If you’ve been hands-on with AI writing tools, you've probably hit that moment where the output feels…off.
If you’ve been hands-on with AI writing tools, you've probably hit that moment where the output feels…off.
It’s fine, but maybe it's too generic, too formal, or just doesn't sound like you. There’s a reason for that. AI tools don't magically absorb your brand's voice and personality the way a human writer would.
They need LOTS OF CONTEXT.
Not just a quick prompting instruction like, “write in a tone that’s irreverent,” or “don’t use jargon.” It needs so much more than that if you want quality V1s that don’t require hours of editing.

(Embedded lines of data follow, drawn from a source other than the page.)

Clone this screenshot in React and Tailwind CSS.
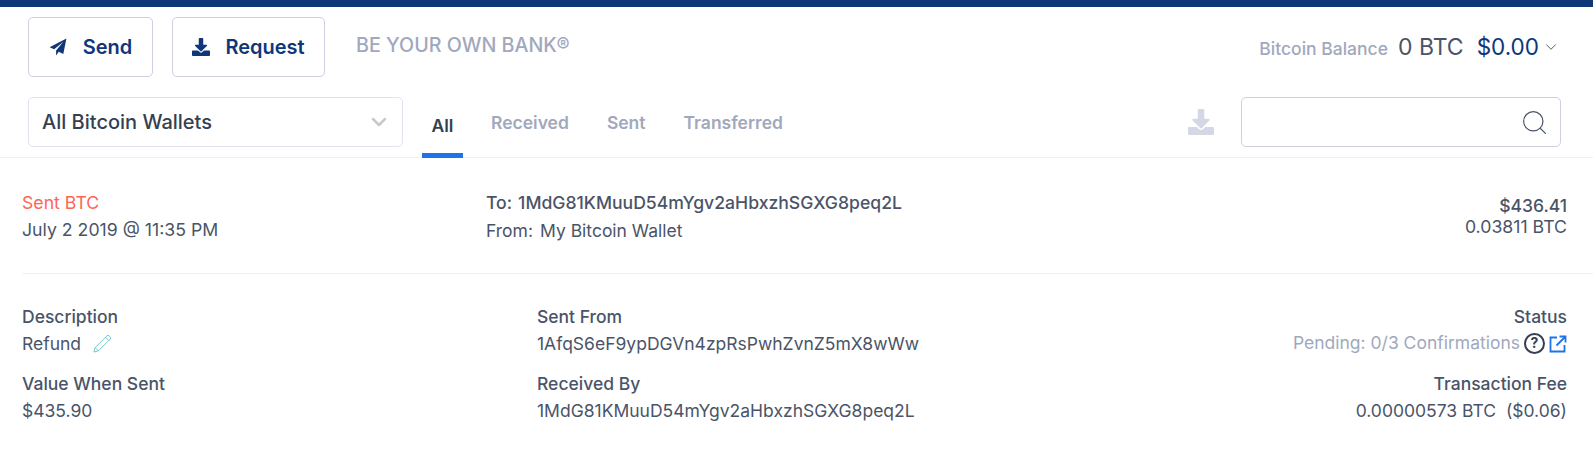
import React from "react";
import { ChevronDown, Search } from "lucide-react";

const DownloadIcon = ({ className }) => (
  <svg viewBox="0 0 512 512" className={className} fill="currentColor">
    <path d="M216 0h80c13.300 0 24 10.700 24 24v168h87.700c17.800 0 26.700 21.500 14.100 34.100L269.700 378.300c-7.500 7.500-19.800 7.500-27.300 0L90.100 226.100c-12.600-12.600-3.700-34.100 14.100-34.100H192V24c0-13.300 10.700-24 24-24zm296 376v112c0 13.300-10.700 24-24 24H24c-13.300 0-24-10.700-24-24V376c0-13.300 10.700-24 24-24h146.700l49 49c20.100 20.100 52.500 20.100 72.600 0l49-49H488c13.300 0 24 10.700 24 24z" />
  </svg>
);

const Plane = ({ className }) => (
  <svg viewBox="0 0 16 16" className={className} fill="currentColor">
    <path d="M15.500 0.500 L0.500 8.200 L4.600 10 L12.800 3.400 L6.300 11 L6.300 15.500 L8.700 12.200 L12.700 14.200 Z" />
  </svg>
);

const Pencil = () => (
  <svg viewBox="0 0 20 20" className="h-[19px] w-[19px] text-[#6cc5c1]" fill="none" stroke="currentColor" strokeWidth="1">
    <path d="M1 19 L2.300 14.300 L14.800 1.800 Q15.800 0.800 16.800 1.800 L18.200 3.200 Q19.200 4.200 18.200 5.200 L5.700 17.700 Z" />
    <path d="M13.200 3.400 L16.600 6.800 M2.300 14.300 L5.700 17.700" />
  </svg>
);

const Help = () => (
  <span className="flex h-[21px] w-[21px] items-center justify-center rounded-full border-2 border-[#353f52] text-[14px] font-bold leading-none text-[#353f52]">?</span>
);

const External = () => (
  <svg viewBox="0 0 18 18" className="mt-[1px] h-[18px] w-[18px] text-[#1f72e8]" fill="none" stroke="currentColor" strokeWidth="1.800">
    <path d="M8 2.500 H1.500 V16.500 H15.500 V10" />
    <path d="M7.500 10.500 L16 2 M10.500 1.500 H16.500 V7.500" />
  </svg>
);

const Label = ({ children }) => <div className="text-[17.5px] font-medium leading-[27px] text-[#4a5468]">{children}</div>;
const Value = ({ children }) => <div className="text-[17.5px] leading-[27px] text-[#4a5468]">{children}</div>;

export default function App() {
  return (
    <div className="h-[450px] overflow-hidden bg-white font-['Inter',sans-serif]">
      <div className="h-[7px] bg-[#10367a]" />

      <div className="flex h-[150.5px] flex-col border-b border-[#eef0f3]">
        <div className="flex items-start justify-between pl-[28px] pr-[33px] pt-[10px]">
          <div className="flex items-center">
            <button className="flex h-[60px] w-[125px] items-center justify-center gap-[16px] rounded-[5px] border border-[#ccd0e0] text-[20px] font-semibold text-[#10367a]">
              <Plane className="h-[18px] w-[18px]" />Send
            </button>
            <button className="ml-[19px] flex h-[60px] w-[153px] items-center justify-center gap-[15px] rounded-[5px] border border-[#ccd0e0] text-[20px] font-semibold text-[#10367a]">
              <DownloadIcon className="h-[18px] w-[18px]" />Request
            </button>
            <span className="mb-[3px] ml-[31px] text-[19.7px] font-medium text-[#a1a8bd]">BE YOUR OWN BANK®</span>
          </div>
          <div className="mt-[13px] flex items-baseline">
            <span className="text-[17.5px] font-medium text-[#a1a8bd]">Bitcoin Balance</span>
            <span className="ml-[10px] text-[23px] text-[#4a5468]">0 BTC</span>
            <span className="ml-[13px] text-[22.5px] text-[#10367a]">$0.00</span>
            <ChevronDown className="ml-[3px] h-[18px] w-[18px] self-center text-[#4a5468]" strokeWidth={1.250} />
          </div>
        </div>

        <div className="mt-[20px] flex flex-1 items-start justify-between pl-[28px] pr-[32px]">
          <div className="flex items-start">
            <div className="flex h-[50px] w-[375px] items-center justify-between rounded-[5px] border border-[#e1e3ec] pl-[13px] pr-[11px] text-[20px] font-medium text-[#353f52]">
              All Bitcoin Wallets
              <ChevronDown className="h-[24px] w-[24px] text-[#c9c9c9]" strokeWidth={2.500} />
            </div>
            <div className="ml-[19px] flex h-[61px] items-start text-[17.5px] font-semibold">
              <div className="flex h-[61px] w-[41px] items-center justify-center border-b-[5px] border-[#1f72e8] pt-[2px] text-[#353f52]">All</div>
              <div className="ml-[28px] pt-[13px] text-[#a1a8bd]">Received</div>
              <div className="ml-[38px] pt-[13px] text-[#a1a8bd]">Sent</div>
              <div className="ml-[38px] pt-[13px] text-[#a1a8bd]">Transferred</div>
            </div>
          </div>
          <div className="flex items-start">
            <DownloadIcon className="mt-[12px] h-[26px] w-[26px] text-[#d3d8e4]" />
            <div className="ml-[27px] flex h-[50px] w-[320px] items-center justify-end rounded-[5px] border border-[#ccd0e0] pr-[11px]">
              <Search className="h-[29px] w-[29px] text-[#4a5468]" strokeWidth={1} />
            </div>
          </div>
        </div>
      </div>

      <div className="ml-[22px] flex h-[116px] items-start justify-between border-b border-[#eef0f3] pr-[26px] pt-[31px]">
        <div className="w-[464px]">
          <div className="text-[17.7px] leading-[27px] text-[#ff6555]">Sent BTC</div>
          <div className="text-[17.7px] leading-[27px] text-[#4a5468]">July 2 2019 @ 11:35 PM</div>
        </div>
        <div className="flex-1">
          <div className="pt-[1px] text-[17.6px] font-medium leading-[26px] text-[#4a5468]">To:<span className="ml-[6px]">1MdG81KMuuD54mYgv2aHbxzhSGXG8peq2L</span></div>
          <div className="text-[17.5px] leading-[29px] text-[#4a5468]">From:<span className="ml-[7px]">My Bitcoin Wallet</span></div>
        </div>
        <div className="pt-[6px] text-right">
          <div className="text-[17.5px] font-medium leading-[21px] text-[#4a5468]">$436.41</div>
          <div className="text-[17.7px] leading-[21px] text-[#4a5468]">0.03811 BTC</div>
        </div>
      </div>

      <div className="ml-[22px] flex justify-between pr-[26px] pt-[29px]">
        <div className="w-[515px]">
          <Label>Description</Label>
          <div className="flex items-center gap-[12px]"><Value>Refund</Value><Pencil /></div>
          <div className="mt-[13px]"><Label>Value When Sent</Label></div>
          <Value>$435.90</Value>
        </div>
        <div className="flex-1">
          <Label>Sent From</Label>
          <Value>1AfqS6eF9ypDGVn4zpRsPwhZvnZ5mX8wWw</Value>
          <div className="mt-[13px]"><Label>Received By</Label></div>
          <Value>1MdG81KMuuD54mYgv2aHbxzhSGXG8peq2L</Value>
        </div>
        <div className="text-right">
          <Label>Status</Label>
          <div className="flex h-[27px] items-center justify-end gap-[4px]">
            <span className="text-[17.5px] text-[#a1a8bd]">Pending: 0/3 Confirmations</span>
            <Help /><External />
          </div>
          <div className="mt-[13px]"><Label>Transaction Fee</Label></div>
          <Value>0.00000573 BTC&nbsp; ($0.06)</Value>
        </div>
      </div>
    </div>
  );
}
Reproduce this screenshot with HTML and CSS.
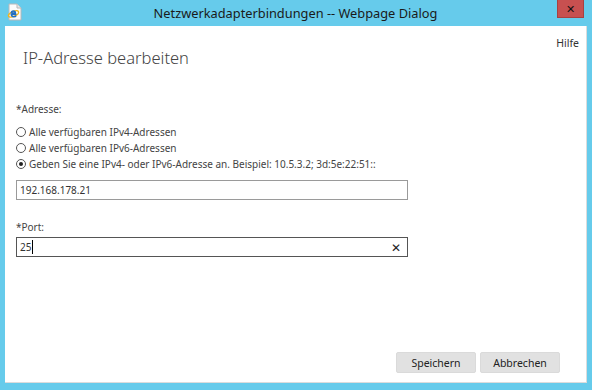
FILE: index.html
```html
<!DOCTYPE html>
<html lang="de">
<head>
    <meta charset="UTF-8">
    <title>Netzwerkadapterbindungen -- Webpage Dialog</title>
    <link rel="stylesheet" href="styles.css">
</head>
<body>
    <div class="titlebar">
        <svg class="ie-icon" width="16" height="18" viewBox="0 0 16 18">
            <path d="M3 1h8l4 4v12H3z" fill="#fbfbfb" stroke="#b8b8b8" stroke-width="1"/>
            <path d="M11 1v4h4" fill="#e8e8e8" stroke="#b8b8b8" stroke-width="1"/>
            <ellipse cx="7.5" cy="11" rx="5.5" ry="2.3" fill="none" stroke="#f2b619" stroke-width="1.3" transform="rotate(-25 7.5 11)"/>
            <path d="M10.5 11.2H5.3c0.2 1.6 1.2 2.6 2.6 2.6 1 0 1.8-0.5 2.2-1.2M5.3 10h4c0-1.2-0.8-2-2-2s-1.9 0.8-2 2" fill="none" stroke="#1f6fc4" stroke-width="1.6"/>
        </svg>
        <div class="title">Netzwerkadapterbindungen -- Webpage Dialog</div>
        <div class="close">&#x2715;</div>
    </div>

    <div class="dialog">
        <div class="header">
            <h1>IP-Adresse bearbeiten</h1>
            <a class="help">Hilfe</a>
        </div>

        <div class="form">
            <div class="label">*Adresse:</div>
            <label class="radio"><span class="dot"></span>Alle verfügbaren IPv4-Adressen</label>
            <label class="radio"><span class="dot"></span>Alle verfügbaren IPv6-Adressen</label>
            <label class="radio"><span class="dot checked"></span>Geben Sie eine IPv4- oder IPv6-Adresse an. Beispiel: 10.5.3.2; 3d:5e:22:51::</label>
            <div class="field">192.168.178.21</div>

            <div class="label port-label">*Port:</div>
            <div class="field active">25<span class="caret"></span><span class="clear">&#x2715;</span></div>
        </div>

        <div class="buttons">
            <button>Speichern</button>
            <button>Abbrechen</button>
        </div>
    </div>
</body>
</html>
```

FILE: styles.css
```css
/* Fenster */
body {
    margin: 0;
    width: 592px;
    height: 390px;
    background-color: #66cbeb;
    font-family: 'Noto Sans', 'DejaVu Sans', sans-serif;
    color: #444;
    overflow: hidden;
}

.titlebar {
    height: 26px;
    display: flex;
    align-items: flex-start;
}

.ie-icon {
    margin: 3px 0 0 6px;
}

.title {
    flex: 1;
    text-align: center;
    font-size: 12.8px;
    line-height: 26px;
    color: #1a1a1a;
    margin-left: 12px;
}

.close {
    width: 27px;
    height: 18px;
    margin-right: 8px;
    background-color: #c75050;
    border: 1px solid #a84040;
    border-top: none;
    color: #111;
    font-size: 11px;
    font-weight: bold;
    text-align: center;
    line-height: 18px;
    box-sizing: border-box;
}

/* Inhalt */
.dialog {
    margin: 0 5px;
    height: 357px;
    background-color: #fff;
    border-right: 1px solid #dcdcdc;
    border-bottom: 1px solid #dcdcdc;
    box-sizing: border-box;
    display: flex;
    flex-direction: column;
}

.header {
    display: flex;
    justify-content: space-between;
    align-items: flex-start;
}

h1 {
    margin: 20px 0 0 18px;
    font-size: 16.5px;
    font-weight: 300;
    color: #444;
}

.help {
    margin: 10px 7px 0 0;
    font-size: 10.5px;
    color: #333;
}

.form {
    padding: 0 0 0 11px;
    font-size: 10px;
    color: #444;
}

.label {
    margin-top: 33px;
    margin-bottom: 8px;
}

.port-label {
    margin-top: 20px;
    margin-bottom: 3px;
}

.radio {
    display: flex;
    align-items: center;
    height: 16px;
}

.dot {
    width: 10px;
    height: 10px;
    border: 1px solid #555;
    border-radius: 50%;
    margin-right: 3px;
    box-sizing: border-box;
    position: relative;
}

.dot.checked::after {
    content: "";
    position: absolute;
    left: 2px;
    top: 2px;
    width: 4px;
    height: 4px;
    border-radius: 50%;
    background-color: #222;
}

.field {
    width: 392px;
    height: 20px;
    margin-top: 8px;
    border: 1px solid #9a9a9a;
    box-sizing: border-box;
    padding: 0 3px;
    display: flex;
    align-items: center;
    color: #333;
}

.field.active {
    margin-top: 0;
    border-color: #555;
}

.caret {
    width: 1px;
    height: 14px;
    background-color: #000;
    margin-left: 1px;
}

.clear {
    margin-left: auto;
    margin-right: 3px;
    font-size: 12px;
    color: #222;
}

/* Schaltflächen */
.buttons {
    margin-top: auto;
    margin-bottom: 9px;
    display: flex;
    justify-content: flex-end;
    gap: 4px;
    padding-right: 26px;
}

button {
    width: 80px;
    height: 21px;
    background-color: #e1e1e1;
    border: 1px solid #dadada;
    border-radius: 2px;
    font-family: 'Noto Sans', 'DejaVu Sans', sans-serif;
    font-size: 10.5px;
    color: #222;
}
```
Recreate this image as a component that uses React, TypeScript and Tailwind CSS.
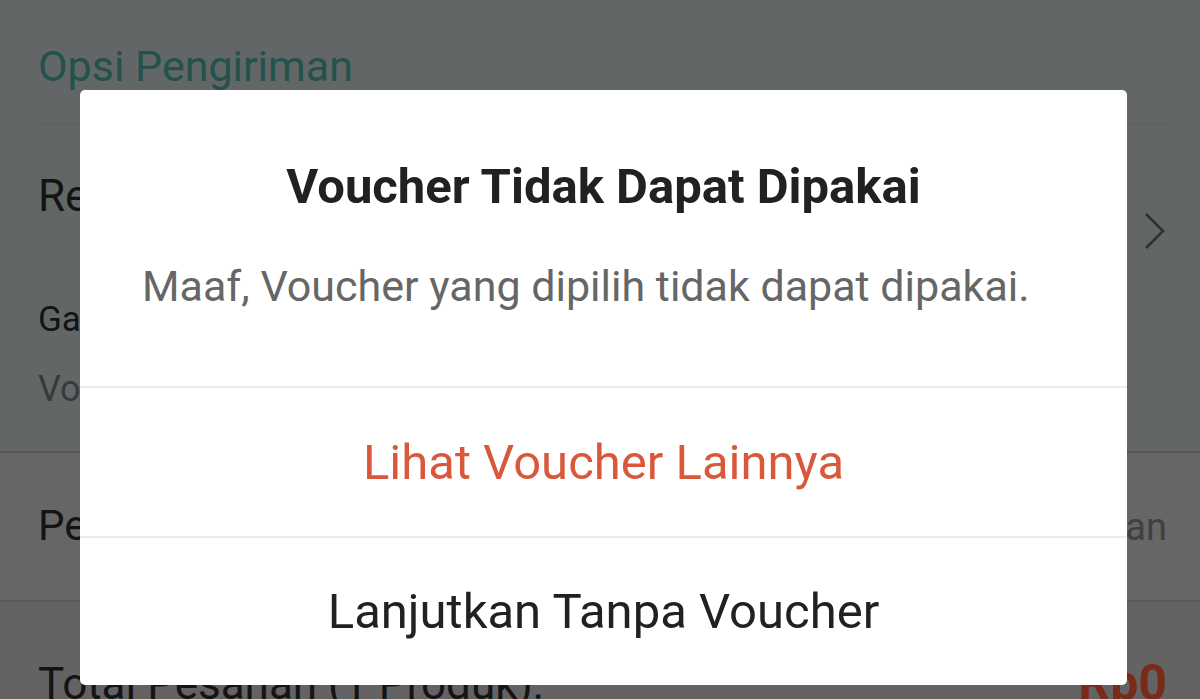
import React from 'react';

// dimmed checkout page behind the voucher dialog

export default function App() {
  return (
    <div className="relative w-[1200px] h-[699px] overflow-hidden bg-[#636363] font-['Roboto',sans-serif]">
      {/* shipping section */}
      <div className="bg-[#636667] h-[453px] px-[38px] border-b-2 border-[#4f5756]">
        <div className="pt-[45px] text-[43px] leading-none text-[#22524a]">Opsi Pengiriman</div>
        <div className="mt-[36px] mr-[-6px] ml-[-2px] h-px bg-[#5c6061]"></div>
        <div className="flex items-center justify-between">
          <div>
            <div className="pt-[49px] text-[44px] leading-none text-[#141414]">Reguler</div>
            <div className="pt-[84px] text-[35px] leading-none text-[#141414]">Garansi</div>
            <div className="pt-[34px] text-[36px] leading-none text-[#383a3a]">Voucher</div>
          </div>
          <svg width="22" height="38" viewBox="0 0 22 38" className="mr-[-4px] mb-[70px]" fill="none">
            <path d="M2 2 L19 19 L2 36" stroke="#2f3131" strokeWidth="2.5" />
          </svg>
        </div>
      </div>
      {/* message section */}
      <div className="bg-[#666666] h-[149px] px-[38px] border-b-2 border-[#595959] flex justify-between">
        <div className="pt-[52px] text-[42px] leading-none text-[#141414]">Pesan:</div>
        <div className="pt-[55px] mr-[-5px] text-[38px] leading-none text-[#404040]">Silakan tinggalkan pesan</div>
      </div>
      {/* total */}
      <div className="px-[38px] flex justify-between">
        <div className="pt-[60px] text-[44px] leading-none text-[#141414]">Total Pesanan (1 Produk):</div>
        <div className="pt-[56px] mr-[-5px] text-[50px] leading-none font-bold text-[#7a2a18]">Rp0</div>
      </div>

      {/* dialog */}
      <div className="absolute inset-0 flex justify-start items-start pt-[90px] pl-[80px]">
        <div className="w-[1047px] bg-white rounded-[5px] flex flex-col">
          <div className="h-[296px]">
            <div className="pt-[72px] text-center text-[49px] leading-none font-bold text-[#212121]">
              Voucher Tidak Dapat Dipakai
            </div>
            <div className="pt-[54px] pl-[62px] text-[43px] leading-none text-[#666666]">
              Maaf, Voucher yang dipilih tidak dapat dipakai.
            </div>
          </div>
          <div className="h-[2px] bg-[#ebebeb]"></div>
          <button className="h-[148px] flex items-center justify-center text-[49px] leading-none text-[#d9583b]">
            Lihat Voucher Lainnya
          </button>
          <div className="h-[2px] bg-[#ebebeb]"></div>
          <button className="h-[147px] flex items-center justify-center text-[49px] leading-none text-[#212121]">
            Lanjutkan Tanpa Voucher
          </button>
        </div>
      </div>
    </div>
  );
}
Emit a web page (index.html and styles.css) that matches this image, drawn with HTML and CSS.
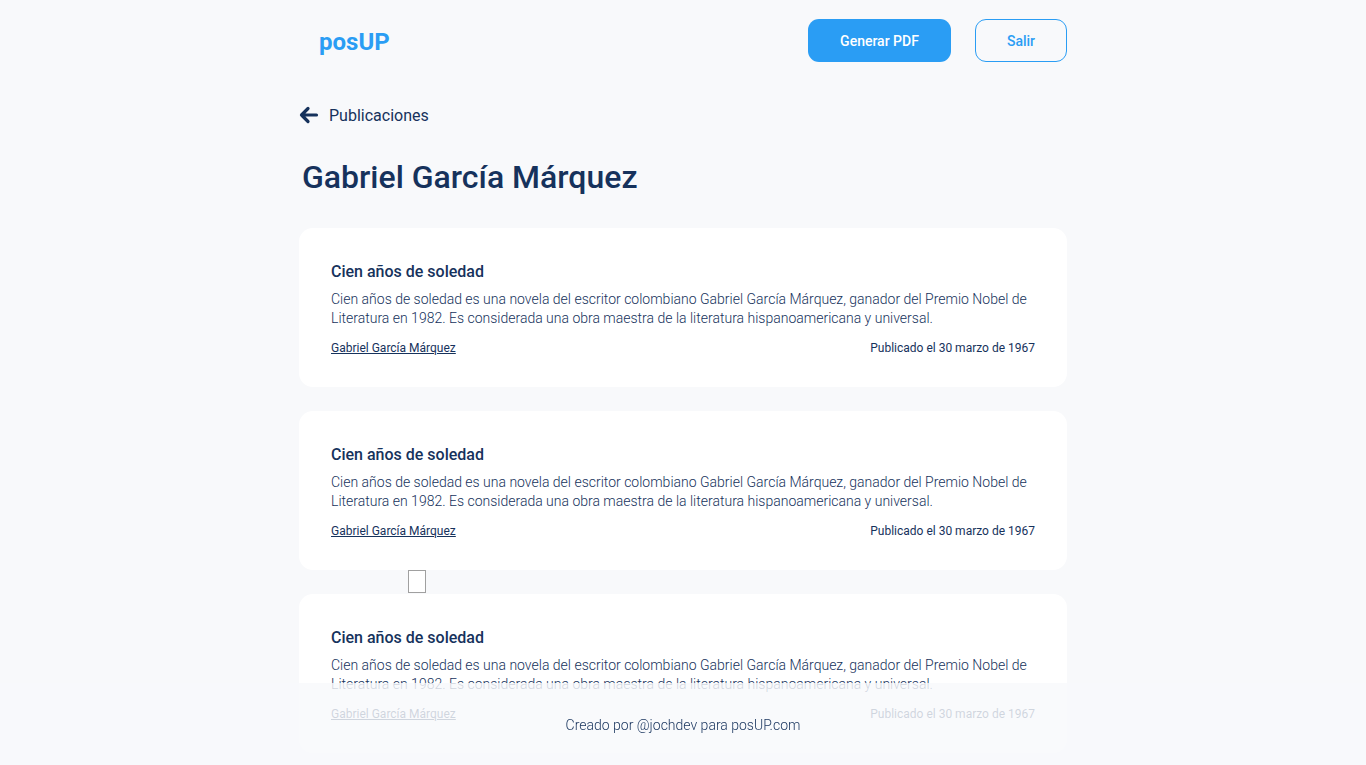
FILE: index.html
```html
<!DOCTYPE html>
<html lang="es">
<head>
<meta charset="utf-8">
<title>posUP</title>
<link rel="stylesheet" href="styles.css">
</head>
<body>
<div class="page">
  <header class="header">
    <div class="logo">posUP</div>
    <div class="actions">
      <button class="btn btn-primary">Generar PDF</button>
      <button class="btn btn-outline">Salir</button>
    </div>
  </header>

  <a class="back" href="#">
    <svg class="back-icon" width="20" height="18" viewBox="0 0 20 18" aria-hidden="true">
      <path d="M17.5 9H2.5M9 2.5L2.5 9L9 15.5" fill="none" stroke="#16325c" stroke-width="3.2" stroke-linecap="round" stroke-linejoin="round"/>
    </svg>
    <span>Publicaciones</span>
  </a>

  <h1 class="title">Gabriel García Márquez</h1>

  <div class="posts">
    <article class="card">
      <h2 class="card-title">Cien años de soledad</h2>
      <p class="card-text">Cien años de soledad es una novela del escritor colombiano Gabriel García Márquez, ganador del Premio Nobel de Literatura en 1982. Es considerada una obra maestra de la literatura hispanoamericana y universal.</p>
      <div class="card-meta">
        <a href="#" class="author">Gabriel García Márquez</a>
        <span class="date">Publicado el 30 marzo de 1967</span>
      </div>
    </article>
    <article class="card">
      <h2 class="card-title">Cien años de soledad</h2>
      <p class="card-text">Cien años de soledad es una novela del escritor colombiano Gabriel García Márquez, ganador del Premio Nobel de Literatura en 1982. Es considerada una obra maestra de la literatura hispanoamericana y universal.</p>
      <div class="card-meta">
        <a href="#" class="author">Gabriel García Márquez</a>
        <span class="date">Publicado el 30 marzo de 1967</span>
      </div>
    </article>
    <div class="placeholder"></div>
    <article class="card">
      <h2 class="card-title">Cien años de soledad</h2>
      <p class="card-text">Cien años de soledad es una novela del escritor colombiano Gabriel García Márquez, ganador del Premio Nobel de Literatura en 1982. Es considerada una obra maestra de la literatura hispanoamericana y universal.</p>
      <div class="card-meta">
        <a href="#" class="author">Gabriel García Márquez</a>
        <span class="date">Publicado el 30 marzo de 1967</span>
      </div>
    </article>
  </div>
</div>
<footer class="footer">Creado por @jochdev para posUP.com</footer>
</body>
</html>
```

FILE: styles.css
```css
* { box-sizing: border-box; }
html, body { margin: 0; padding: 0; }
body {
  background: #f8f9fb;
  font-family: Roboto, "Liberation Sans", sans-serif;
  color: #16325c;
  overflow: hidden;
  height: 765px;
}
.page {
  width: 768px;
  margin: 0 auto;
  padding-top: 19px;
}
.header {
  display: flex;
  align-items: center;
  justify-content: space-between;
  height: 43px;
}
.logo {
  margin-left: 20px;
  font-size: 24px;
  font-weight: 700;
  color: #2a9df4;
  margin-top: 2px;
}
.actions { display: flex; gap: 24px; }
.btn {
  height: 43px;
  border-radius: 11px;
  font-family: Roboto, "Liberation Sans", sans-serif;
  font-size: 14px;
  font-weight: 500;
  cursor: pointer;
}
.btn-primary {
  width: 143px;
  background: #2a9df4;
  color: #fff;
  border: none;
}
.btn-outline {
  width: 92px;
  background: transparent;
  color: #2a9df4;
  border: 1px solid #2a9df4;
}
.back {
  display: flex;
  align-items: center;
  gap: 10px;
  margin-top: 42px;
  color: #16325c;
  text-decoration: none;
  font-size: 16px;
  height: 22px;
}
.back-icon { display: block; }
.title {
  margin: 31px 0 0 3px;
  font-size: 32px;
  font-weight: 500;
  color: #16325c;
  line-height: 40px;
}
.posts {
  position: relative;
  margin-top: 31px;
  display: flex;
  flex-direction: column;
  gap: 24px;
}
.card {
  background: #fff;
  border-radius: 14px;
  padding: 33px 32px 32px;
}
.card-title {
  margin: 0;
  font-size: 16px;
  font-weight: 500;
  line-height: 22px;
  color: #16325c;
}
.card-text {
  margin: 7px 0 0;
  font-size: 14px;
  font-weight: 300;
  line-height: 19px;
  color: #16325c;
}
.card-meta {
  display: flex;
  justify-content: space-between;
  margin-top: 13px;
  font-size: 12px;
  line-height: 14px;
}
.author { color: #16325c; text-decoration: underline; }
.date { color: #16325c; }
.placeholder {
  position: absolute;
  left: 109px;
  top: 342px;
  width: 18px;
  height: 23px;
  border: 1px solid #a0a0a0;
  background: #fff;
}
.footer {
  position: fixed;
  left: 0;
  right: 0;
  bottom: 0;
  height: 82px;
  padding-top: 34px;
  text-align: center;
  font-size: 14px;
  font-weight: 300;
  color: #16325c;
  background: rgba(248, 249, 251, 0.82);
}
```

Let’s get into what I’ve found produces the highest quality AI content. ⬇️
If you don’t have a brand voice/tone guide, start there.
A brand voice and tone guide is a must if you’re using AI tools.
If you don't have one, creating this doc should be your top priority.
If you do have one, consider tweaking it.
A brand voice and tone document for AI needs to be more explicit and example-heavy than what you'd create for human writers, including specific examples of what to do and what to avoid.
One practical approach: Create a "voice and tone snapshot" document specifically for AI use that distills your full guide into 2-3 pages, focusing on the most important pieces. I put together a full list of what to include in your brand voice and tone snapshot doc (so if you want that info, you can dive in.)
I will say this: The key is being hyper-specific.
Instead of the prompt "be conversational," show exactly what conversational looks like in your brand's context, with real before-and-after examples. The more concrete guidance you provide, the better AI can mirror your voice.
From there, once you’ve uploaded those voice and tone guidance to an AI tool, don't just attach the PDF and call it done. Be sure to explicitly reference it in your prompts.
Try something like: "I've uploaded our brand voice and tone guide. Review it carefully, then draft a blog post about [topic] that adheres to these voice principles."
Create a library of examples
Beyond the style guide, nothing trains an AI tool better than showing it actual examples of your best work that demonstrate the standard you expect.
Curate a library of 10-15 pieces of your strongest content across the formats you create: blog posts, landing pages, email campaigns, social media posts, etc.
Choose pieces that best showcase your brand voice and that performed well with your audience. The more relevant the example to the current task, the better the output.
Cheat code: If you don’t have a voice and tone guide already, you can use this step as a reverse-engineering process.
For example, you could use this prompt: "I'm uploading X examples of our top-performing blog posts. Analyze the voice, structure, and style of these pieces, then summarize those into key points that I can use as a brand voice/tone guide.”
You can also use examples to show progression. Upload a first draft and a final edited version, then ask the AI to note the differences.
This helps it understand not just what good looks like, but the specific editorial choices your team makes.
For example, you could use this prompt: "Notice how the edited version removes passive voice and replaces generic transitions with more specific connectors? Apply those same editing principles to this draft."
Context is king
Context is everything when working with AI tools. The more background information you provide upfront, the less generic and more targeted your outputs will be.
Before asking for any content, provide detailed audience information.
Don't just say "B2B marketers." Get specific with something like: "Mid-level marketing managers at enterprise SaaS companies with 500-5000 employees, who are responsible for content strategy but don't have large teams or budgets. They're technically savvy but not developers."
From there, share your competitive landscape by including 2-3 competitor articles on similar topics, and explain what you want to do differently.
Example: "Competitor A takes a very technical approach. Competitor B oversimplifies. We want to land in the middle; accessible but substantive."
Share internal knowledge, too. Stuff like relevant product documentation, customer research, case study data, or subject matter expert interviews. The more proprietary information you can provide, the more differentiated your content outputs will be.
It’s not one-and-done
As your brand evolves, your content standards shift, and AI capabilities improve, your AI training approach needs to evolve, too.
So what’s your system for maintaining those AI training materials? Because they can’t be static, one-and-done docs you create once and then never touch again.
Update your content examples library monthly with new top performers.
Revise your brand guidelines when you notice the AI consistently missing new voice elements.
Make sure your product info/brand positioning/target personas are updated as those evolve quarter-to-quarter.
Document your most effective prompts.
If your objective is to use AI tools to put out a higher volume of content each month, this work is necessary for quality control…otherwise, you’re going to either put out a bunch of AI slop or spend a lot of time editing each individual piece of writing it kicks out.
AI content writing tools ARE genuinely useful, producing strong first drafts that need only light editing rather than complete rewrites.
BUT ONLY IF THEY HAVE ALL THE NECESSARY CONTEXT.